In my previous post Defining the Anatomy of a Architecture Review Board we talked about getting the right people together to assemble your ARB. In this post we will talk about the expectations of those members.
What you will find with ARB’s is that “the devil is in the details…”. This is especially true for the details of an ARB’s membership. I have found that if you don’t properly set expectation on the membership it can cause some major disruptions in the operations of the ARB.

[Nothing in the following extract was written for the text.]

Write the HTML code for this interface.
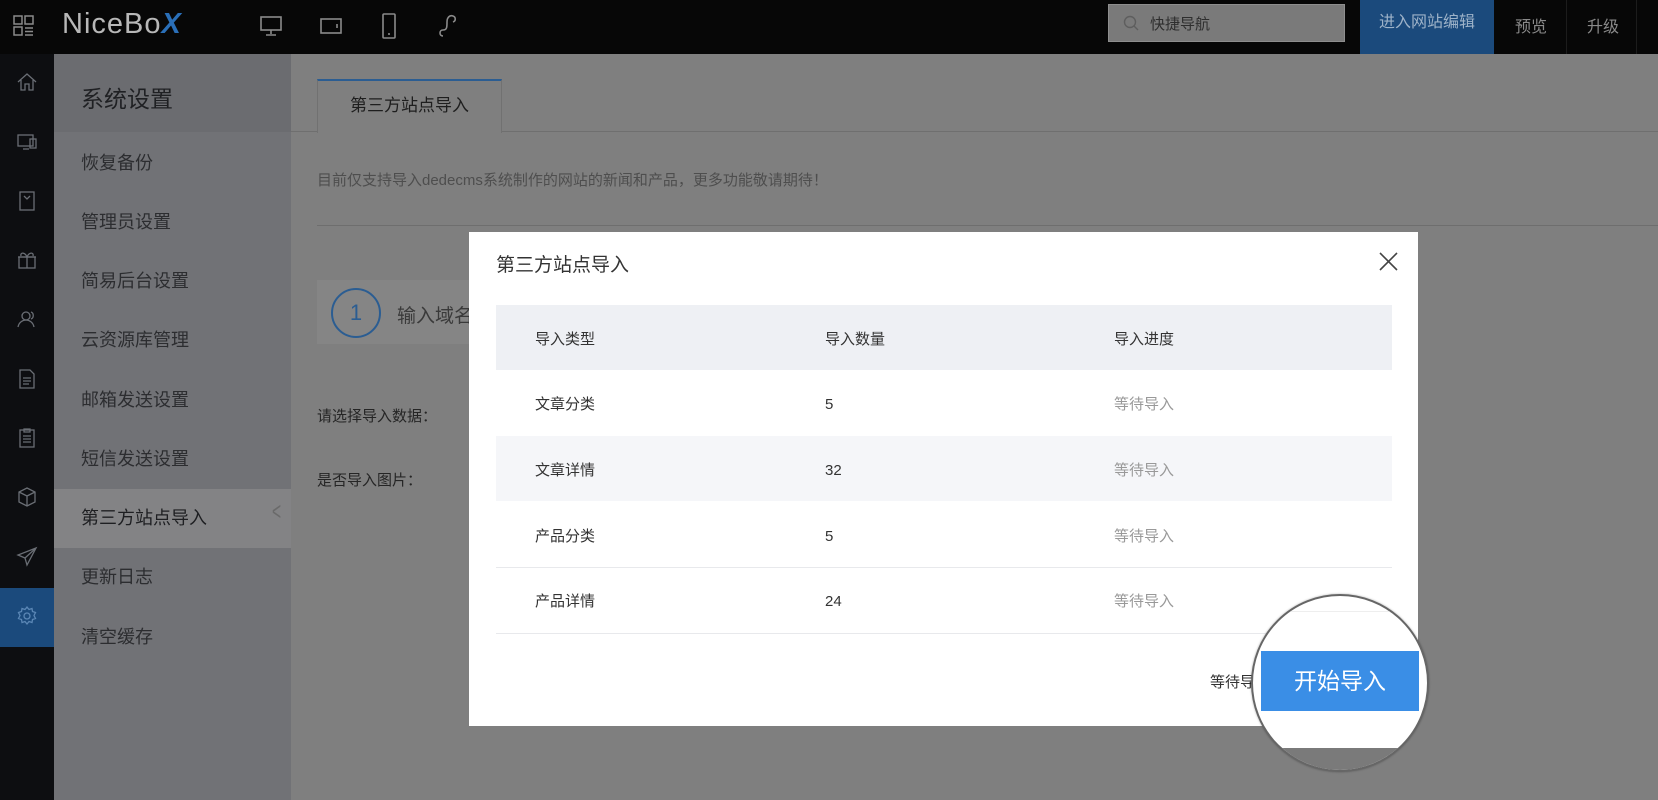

There are four major expectations every board should define to ensure success. Those expectations are:
- Time – Must allocate [x] to [x] hours to the ARB on a weekly basis for architecture design reviews, exception management and ARB tasks. [x] hour should be dedicated for the meeting itself. This is a minimal of [x] hours a week with the potential of [x] hours a week.
- Meeting Attendance – Meetings will be held bi-weekly. The expectation is that a primary representative is at the meeting and if that individual cannot make it, then the designated secondary individual should attend the ARB.
- Accountability – Members are accountable for their reviews, decisions and deliverables to bring to the ARB. The Chief Architect evaluates the performance on the members on a monthly basis and reports status to the executive sponsors.
- Subject Matter Expertise – The ARB team members are to bring their subject matter expertise to the ARB. Specifically to provide the following:
- Gather and analyze materials as applicable to their domain of expertise
- Identify impacts of emerging technologies with current portfolio of assets
- Provide qualitative and quantitative feedback
- Ensure discussions are fact based and practical
- Provide solution recommendations and/or methods for exploration of problem
- Focus on problems holistically across the enterprise that includes the business, operations and IT aspects.
While there can definitely be more expectations that can be set, these general purpose expectations can be leveraged as a base for your ARB.